**Material for the task**.
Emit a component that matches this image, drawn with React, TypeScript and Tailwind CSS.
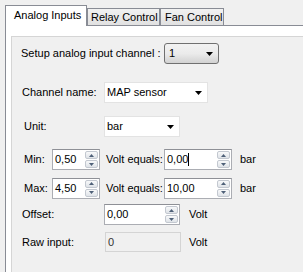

---

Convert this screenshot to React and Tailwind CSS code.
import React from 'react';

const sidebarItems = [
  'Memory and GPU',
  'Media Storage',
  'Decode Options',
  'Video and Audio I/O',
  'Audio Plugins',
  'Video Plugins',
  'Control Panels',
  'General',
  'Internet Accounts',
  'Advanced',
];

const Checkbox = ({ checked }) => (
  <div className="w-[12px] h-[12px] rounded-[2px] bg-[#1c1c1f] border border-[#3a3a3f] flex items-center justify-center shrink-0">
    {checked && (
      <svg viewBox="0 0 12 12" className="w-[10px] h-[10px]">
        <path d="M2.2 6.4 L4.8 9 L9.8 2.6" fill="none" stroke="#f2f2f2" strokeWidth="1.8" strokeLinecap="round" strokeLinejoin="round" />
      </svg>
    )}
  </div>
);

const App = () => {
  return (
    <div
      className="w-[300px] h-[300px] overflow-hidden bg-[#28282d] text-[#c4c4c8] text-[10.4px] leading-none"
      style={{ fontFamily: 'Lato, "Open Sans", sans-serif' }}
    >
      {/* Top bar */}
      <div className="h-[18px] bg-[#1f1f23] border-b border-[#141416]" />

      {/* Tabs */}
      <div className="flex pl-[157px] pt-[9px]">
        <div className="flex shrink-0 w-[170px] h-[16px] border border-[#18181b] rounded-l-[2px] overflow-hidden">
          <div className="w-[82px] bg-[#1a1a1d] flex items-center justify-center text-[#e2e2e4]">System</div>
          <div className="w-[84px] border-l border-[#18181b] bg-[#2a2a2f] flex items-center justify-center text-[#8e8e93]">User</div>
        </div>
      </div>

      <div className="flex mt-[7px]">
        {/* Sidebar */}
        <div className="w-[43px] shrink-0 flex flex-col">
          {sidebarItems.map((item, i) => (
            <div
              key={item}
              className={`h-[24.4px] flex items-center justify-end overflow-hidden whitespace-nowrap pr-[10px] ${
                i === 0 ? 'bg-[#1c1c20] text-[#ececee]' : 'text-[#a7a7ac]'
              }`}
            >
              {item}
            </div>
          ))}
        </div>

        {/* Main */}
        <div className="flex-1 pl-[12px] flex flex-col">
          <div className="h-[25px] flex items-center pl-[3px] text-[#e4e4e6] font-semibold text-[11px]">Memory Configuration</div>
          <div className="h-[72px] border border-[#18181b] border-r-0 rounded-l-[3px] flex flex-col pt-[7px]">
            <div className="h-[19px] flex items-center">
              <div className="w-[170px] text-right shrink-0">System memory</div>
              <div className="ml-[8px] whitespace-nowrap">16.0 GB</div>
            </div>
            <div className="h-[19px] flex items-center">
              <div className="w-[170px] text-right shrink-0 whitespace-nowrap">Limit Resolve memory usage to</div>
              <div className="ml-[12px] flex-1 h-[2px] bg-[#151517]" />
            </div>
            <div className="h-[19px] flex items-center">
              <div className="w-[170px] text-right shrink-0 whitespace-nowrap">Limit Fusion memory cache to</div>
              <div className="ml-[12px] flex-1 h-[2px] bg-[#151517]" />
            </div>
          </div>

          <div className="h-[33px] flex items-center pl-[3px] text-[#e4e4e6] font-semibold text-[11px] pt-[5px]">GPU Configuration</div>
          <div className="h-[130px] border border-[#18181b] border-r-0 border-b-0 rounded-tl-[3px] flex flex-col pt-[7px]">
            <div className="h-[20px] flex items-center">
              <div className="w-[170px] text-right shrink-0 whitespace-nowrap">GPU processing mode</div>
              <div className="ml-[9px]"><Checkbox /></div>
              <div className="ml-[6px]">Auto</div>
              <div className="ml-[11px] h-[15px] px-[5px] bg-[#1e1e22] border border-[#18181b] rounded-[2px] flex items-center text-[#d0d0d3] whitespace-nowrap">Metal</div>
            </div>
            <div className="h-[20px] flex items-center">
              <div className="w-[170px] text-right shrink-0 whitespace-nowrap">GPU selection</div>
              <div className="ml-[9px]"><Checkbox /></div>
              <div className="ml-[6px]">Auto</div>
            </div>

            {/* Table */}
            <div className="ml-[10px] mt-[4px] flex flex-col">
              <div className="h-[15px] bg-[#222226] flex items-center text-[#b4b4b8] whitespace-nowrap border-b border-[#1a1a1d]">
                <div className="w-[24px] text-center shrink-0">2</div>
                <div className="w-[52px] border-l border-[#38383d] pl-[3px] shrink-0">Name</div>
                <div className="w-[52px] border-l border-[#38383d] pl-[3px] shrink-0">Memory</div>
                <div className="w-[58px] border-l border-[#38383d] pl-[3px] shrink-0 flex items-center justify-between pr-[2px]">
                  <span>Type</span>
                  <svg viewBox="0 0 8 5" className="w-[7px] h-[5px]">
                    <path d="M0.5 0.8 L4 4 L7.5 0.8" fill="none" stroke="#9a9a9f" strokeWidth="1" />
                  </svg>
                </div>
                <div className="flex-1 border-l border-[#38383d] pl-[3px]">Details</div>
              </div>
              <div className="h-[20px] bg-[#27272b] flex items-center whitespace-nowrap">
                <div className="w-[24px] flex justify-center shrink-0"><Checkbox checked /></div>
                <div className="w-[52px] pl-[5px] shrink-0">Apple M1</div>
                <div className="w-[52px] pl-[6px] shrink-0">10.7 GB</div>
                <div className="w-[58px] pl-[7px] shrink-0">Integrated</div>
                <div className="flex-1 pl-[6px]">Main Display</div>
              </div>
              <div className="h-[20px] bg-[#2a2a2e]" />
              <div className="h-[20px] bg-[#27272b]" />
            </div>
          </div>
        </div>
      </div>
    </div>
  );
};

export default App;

**Stated problem**.
Within the material above, transcribe exactly the lines that run from the line holding "Convert this screenshot" through the line holding "import React from 'react';".

**The answer**.
Convert this screenshot to React and Tailwind CSS code.
import React from 'react';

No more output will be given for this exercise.